Recycling Old Computers in Minnesota – Good Solutions for a Toxic Problem
Today’s personal computers have an average lifespan of between three and five years. In that period of time, advances in both hardware and software make the typical PC obsolete. Each year, some 30 to 40 million PC’s become obsolete and are taken out of service. They’re replaced by the latest hardware that’s capable of running new operating systems and software.
All too often, obsolete PCs end up stacked like cordwood in business storage rooms and home basements. Business users and home users alike are confused about what to do with PCs and peripherals that have become obsolete.
In Minnesota, it has been illegal to dispose of computer hardware in regular trash pickups since 2007. From CPUs and laptops to monitors of all kinds, printers, scanners, and other peripherals, all are prohibited from landfills in Minnesota, and in most other areas.
Why? It’s because computer hardware contains a number of toxic materials which pose hazards to the environment over long periods of time. For example, the typical CRT computer monitor contains over 4 pounds of lead. Other toxic materials in computer hardware include mercury, cadmium, chromium, and even organic compounds like polychlorinated biphenyls. All can leach from landfills into aquifers or escape into the air and cause serious health and environmental problems.
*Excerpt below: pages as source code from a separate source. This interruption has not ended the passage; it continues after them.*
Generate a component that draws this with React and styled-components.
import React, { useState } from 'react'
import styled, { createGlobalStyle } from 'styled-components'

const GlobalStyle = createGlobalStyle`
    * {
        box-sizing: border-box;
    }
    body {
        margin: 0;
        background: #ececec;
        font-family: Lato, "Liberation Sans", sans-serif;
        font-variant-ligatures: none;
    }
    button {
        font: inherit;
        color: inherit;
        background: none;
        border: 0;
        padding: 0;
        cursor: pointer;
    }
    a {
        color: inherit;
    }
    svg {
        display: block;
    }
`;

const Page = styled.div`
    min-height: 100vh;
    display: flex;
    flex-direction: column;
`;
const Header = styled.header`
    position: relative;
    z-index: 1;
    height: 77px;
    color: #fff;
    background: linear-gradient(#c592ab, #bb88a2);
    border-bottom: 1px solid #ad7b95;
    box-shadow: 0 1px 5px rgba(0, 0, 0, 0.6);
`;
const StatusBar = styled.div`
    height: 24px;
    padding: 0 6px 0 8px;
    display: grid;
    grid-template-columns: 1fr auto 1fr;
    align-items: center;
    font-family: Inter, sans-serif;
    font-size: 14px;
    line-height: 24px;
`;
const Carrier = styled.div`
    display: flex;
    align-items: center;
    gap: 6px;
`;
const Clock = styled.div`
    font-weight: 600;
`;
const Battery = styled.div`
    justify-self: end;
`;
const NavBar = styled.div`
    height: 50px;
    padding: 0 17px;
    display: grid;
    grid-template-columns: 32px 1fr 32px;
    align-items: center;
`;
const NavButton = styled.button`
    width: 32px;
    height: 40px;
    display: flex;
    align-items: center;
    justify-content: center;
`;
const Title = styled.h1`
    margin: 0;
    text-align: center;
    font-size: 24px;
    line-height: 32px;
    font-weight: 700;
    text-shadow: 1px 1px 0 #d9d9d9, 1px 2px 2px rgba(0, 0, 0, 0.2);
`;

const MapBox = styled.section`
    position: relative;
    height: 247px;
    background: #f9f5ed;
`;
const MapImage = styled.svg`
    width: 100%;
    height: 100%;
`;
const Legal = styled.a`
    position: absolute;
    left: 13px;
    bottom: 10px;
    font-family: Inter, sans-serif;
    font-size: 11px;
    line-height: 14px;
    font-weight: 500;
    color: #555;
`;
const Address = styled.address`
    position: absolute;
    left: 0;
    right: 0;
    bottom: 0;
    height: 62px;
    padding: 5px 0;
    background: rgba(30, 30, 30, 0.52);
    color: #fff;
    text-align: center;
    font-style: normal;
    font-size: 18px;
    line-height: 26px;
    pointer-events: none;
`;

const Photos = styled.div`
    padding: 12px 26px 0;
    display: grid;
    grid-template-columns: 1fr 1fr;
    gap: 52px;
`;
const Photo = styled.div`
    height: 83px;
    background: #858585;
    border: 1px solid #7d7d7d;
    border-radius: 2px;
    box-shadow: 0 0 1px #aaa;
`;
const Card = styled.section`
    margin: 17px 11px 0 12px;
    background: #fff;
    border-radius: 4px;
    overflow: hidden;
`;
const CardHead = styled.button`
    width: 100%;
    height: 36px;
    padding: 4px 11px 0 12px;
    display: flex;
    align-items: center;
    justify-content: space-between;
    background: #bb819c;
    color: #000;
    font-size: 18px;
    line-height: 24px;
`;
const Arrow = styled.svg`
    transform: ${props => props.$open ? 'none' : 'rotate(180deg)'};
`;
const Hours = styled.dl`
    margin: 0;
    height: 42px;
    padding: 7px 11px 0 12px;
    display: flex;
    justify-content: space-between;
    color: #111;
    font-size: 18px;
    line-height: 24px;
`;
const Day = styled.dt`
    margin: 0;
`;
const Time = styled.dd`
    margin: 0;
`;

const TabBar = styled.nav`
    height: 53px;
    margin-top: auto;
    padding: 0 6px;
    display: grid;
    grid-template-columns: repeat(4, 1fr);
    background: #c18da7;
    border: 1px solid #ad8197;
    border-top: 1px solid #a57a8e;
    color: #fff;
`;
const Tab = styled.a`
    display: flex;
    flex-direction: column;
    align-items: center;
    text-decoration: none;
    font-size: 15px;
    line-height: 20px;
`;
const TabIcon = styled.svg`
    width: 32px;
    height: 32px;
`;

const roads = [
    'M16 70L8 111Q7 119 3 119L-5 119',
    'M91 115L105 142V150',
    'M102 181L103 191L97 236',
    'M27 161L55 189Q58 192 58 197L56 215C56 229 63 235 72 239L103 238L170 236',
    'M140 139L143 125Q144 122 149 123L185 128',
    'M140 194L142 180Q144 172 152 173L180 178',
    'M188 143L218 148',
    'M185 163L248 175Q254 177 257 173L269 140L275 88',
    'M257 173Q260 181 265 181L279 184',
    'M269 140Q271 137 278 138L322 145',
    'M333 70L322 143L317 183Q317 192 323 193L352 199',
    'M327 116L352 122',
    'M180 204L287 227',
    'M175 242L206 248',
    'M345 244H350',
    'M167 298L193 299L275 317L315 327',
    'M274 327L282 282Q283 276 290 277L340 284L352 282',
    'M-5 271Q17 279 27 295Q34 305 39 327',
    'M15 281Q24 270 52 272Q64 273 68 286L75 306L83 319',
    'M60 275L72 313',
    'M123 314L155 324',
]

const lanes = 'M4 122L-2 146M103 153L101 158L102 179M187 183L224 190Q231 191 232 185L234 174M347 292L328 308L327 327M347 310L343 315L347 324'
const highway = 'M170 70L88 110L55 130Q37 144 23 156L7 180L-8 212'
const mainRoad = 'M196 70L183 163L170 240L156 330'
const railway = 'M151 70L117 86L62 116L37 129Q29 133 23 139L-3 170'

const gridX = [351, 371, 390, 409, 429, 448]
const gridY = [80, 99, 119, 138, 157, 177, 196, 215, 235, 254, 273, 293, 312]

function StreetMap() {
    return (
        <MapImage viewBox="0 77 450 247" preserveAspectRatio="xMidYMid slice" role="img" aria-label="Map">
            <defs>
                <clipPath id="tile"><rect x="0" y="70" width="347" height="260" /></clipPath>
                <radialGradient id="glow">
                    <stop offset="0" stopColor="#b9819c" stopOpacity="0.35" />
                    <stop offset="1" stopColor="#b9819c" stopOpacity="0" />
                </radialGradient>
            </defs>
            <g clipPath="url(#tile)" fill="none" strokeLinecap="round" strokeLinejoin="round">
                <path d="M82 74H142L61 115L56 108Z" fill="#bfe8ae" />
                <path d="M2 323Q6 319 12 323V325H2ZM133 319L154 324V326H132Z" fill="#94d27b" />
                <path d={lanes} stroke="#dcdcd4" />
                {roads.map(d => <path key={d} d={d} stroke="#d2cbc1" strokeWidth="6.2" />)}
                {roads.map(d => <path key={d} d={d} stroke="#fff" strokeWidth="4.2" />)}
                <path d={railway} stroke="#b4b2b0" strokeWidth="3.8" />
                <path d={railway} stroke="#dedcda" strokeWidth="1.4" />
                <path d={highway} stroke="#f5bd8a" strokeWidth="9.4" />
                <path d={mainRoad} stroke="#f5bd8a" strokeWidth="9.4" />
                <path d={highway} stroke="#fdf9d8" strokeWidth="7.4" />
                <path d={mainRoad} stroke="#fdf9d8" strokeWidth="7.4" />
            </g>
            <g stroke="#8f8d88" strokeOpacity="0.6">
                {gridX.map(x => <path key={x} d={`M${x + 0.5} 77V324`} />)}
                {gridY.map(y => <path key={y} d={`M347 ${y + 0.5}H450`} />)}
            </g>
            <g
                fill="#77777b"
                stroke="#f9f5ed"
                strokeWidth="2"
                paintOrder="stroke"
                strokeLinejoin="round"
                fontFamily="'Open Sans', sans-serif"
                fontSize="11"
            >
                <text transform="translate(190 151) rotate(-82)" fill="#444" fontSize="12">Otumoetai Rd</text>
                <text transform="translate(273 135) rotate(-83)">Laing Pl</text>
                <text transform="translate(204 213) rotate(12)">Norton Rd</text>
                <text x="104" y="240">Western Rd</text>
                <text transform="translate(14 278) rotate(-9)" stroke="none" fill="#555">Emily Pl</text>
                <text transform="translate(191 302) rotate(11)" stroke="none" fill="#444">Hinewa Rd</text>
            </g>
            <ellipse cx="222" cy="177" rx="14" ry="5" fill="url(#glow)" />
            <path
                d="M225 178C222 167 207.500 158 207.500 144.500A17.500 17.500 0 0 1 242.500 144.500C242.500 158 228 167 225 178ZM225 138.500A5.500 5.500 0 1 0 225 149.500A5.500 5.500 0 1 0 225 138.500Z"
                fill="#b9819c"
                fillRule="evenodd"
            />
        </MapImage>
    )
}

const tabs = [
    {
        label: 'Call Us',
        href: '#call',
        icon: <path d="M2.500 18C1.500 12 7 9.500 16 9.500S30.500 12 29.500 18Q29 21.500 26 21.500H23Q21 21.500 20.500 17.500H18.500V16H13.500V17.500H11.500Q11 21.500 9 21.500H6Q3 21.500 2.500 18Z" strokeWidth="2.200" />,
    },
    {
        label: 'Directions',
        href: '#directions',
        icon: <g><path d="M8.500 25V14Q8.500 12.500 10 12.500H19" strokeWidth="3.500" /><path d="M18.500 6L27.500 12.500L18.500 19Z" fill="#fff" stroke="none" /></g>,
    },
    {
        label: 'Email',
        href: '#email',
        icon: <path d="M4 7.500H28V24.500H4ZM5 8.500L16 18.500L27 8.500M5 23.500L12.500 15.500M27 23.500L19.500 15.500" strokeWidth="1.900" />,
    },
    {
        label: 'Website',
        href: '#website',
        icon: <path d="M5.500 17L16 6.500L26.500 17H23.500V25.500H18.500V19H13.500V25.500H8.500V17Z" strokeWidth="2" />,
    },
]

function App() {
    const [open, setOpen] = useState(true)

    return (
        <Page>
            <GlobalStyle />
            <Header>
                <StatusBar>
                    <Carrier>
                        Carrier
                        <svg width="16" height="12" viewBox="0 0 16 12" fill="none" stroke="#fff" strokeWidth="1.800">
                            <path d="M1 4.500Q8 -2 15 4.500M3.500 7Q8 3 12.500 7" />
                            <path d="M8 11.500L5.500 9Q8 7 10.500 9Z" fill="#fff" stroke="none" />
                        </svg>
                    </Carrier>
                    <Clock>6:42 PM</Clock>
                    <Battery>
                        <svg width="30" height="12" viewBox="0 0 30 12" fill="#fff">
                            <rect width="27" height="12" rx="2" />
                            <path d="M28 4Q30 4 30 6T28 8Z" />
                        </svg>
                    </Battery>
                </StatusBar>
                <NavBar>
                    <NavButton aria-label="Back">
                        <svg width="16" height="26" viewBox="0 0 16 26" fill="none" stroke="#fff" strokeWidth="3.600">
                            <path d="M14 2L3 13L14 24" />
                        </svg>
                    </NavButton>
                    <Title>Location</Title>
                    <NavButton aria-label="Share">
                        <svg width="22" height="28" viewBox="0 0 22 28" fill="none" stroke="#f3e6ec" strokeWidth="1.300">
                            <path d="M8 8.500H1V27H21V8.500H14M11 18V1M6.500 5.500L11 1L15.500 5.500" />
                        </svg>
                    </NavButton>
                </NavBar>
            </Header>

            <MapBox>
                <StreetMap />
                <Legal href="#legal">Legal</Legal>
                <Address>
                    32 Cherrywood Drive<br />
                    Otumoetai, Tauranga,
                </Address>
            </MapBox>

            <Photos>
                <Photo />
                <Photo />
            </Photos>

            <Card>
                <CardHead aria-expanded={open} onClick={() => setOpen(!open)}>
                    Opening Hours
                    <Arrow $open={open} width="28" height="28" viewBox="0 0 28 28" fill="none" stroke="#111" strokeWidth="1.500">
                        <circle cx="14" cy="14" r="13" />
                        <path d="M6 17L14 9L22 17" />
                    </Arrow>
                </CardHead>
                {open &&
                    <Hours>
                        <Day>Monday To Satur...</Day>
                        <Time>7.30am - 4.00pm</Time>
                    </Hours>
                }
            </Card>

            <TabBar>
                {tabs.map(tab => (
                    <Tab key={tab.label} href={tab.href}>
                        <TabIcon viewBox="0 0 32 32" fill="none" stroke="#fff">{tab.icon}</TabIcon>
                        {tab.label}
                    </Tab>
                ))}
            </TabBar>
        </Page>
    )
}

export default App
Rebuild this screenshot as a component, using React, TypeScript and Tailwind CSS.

Minnesota Computer Recycling Is The Answer
The 21st Century answer for this knotty problem is simple. By recycling old computer hardware, environmental hazards can be avoided. Even better, valuable metals and other materials can be recovered from computer waste. Computer waste even includes 17 times more gold than the typical gold ore from mining operations.
As in many other areas, Minnesota has a wealth of recycling centers for your old computer hardware. You can find one near you right here on this site. We provide easy-to-access maps and lists of recycling centers in the Metro area and throughout the state.
Unlike your weekly curbside recycling, though, recycling obsolete computer hardware isn’t free, and you have to haul the hardware to a recycling location yourself, in most cases. Fees vary, and there are occasional free drop-off days in some areas, but both home and business owners have to get the hardware there. Fortunately, there’s a recycling center near you, no matter where you are in Minnesota.
The bottom line is that recycling old hardware is just part of the cost of using PCs today. But, the advantages of clearing out storage areas and safeguarding the environment make the chore of recycling obsolete equipment more than worthwhile.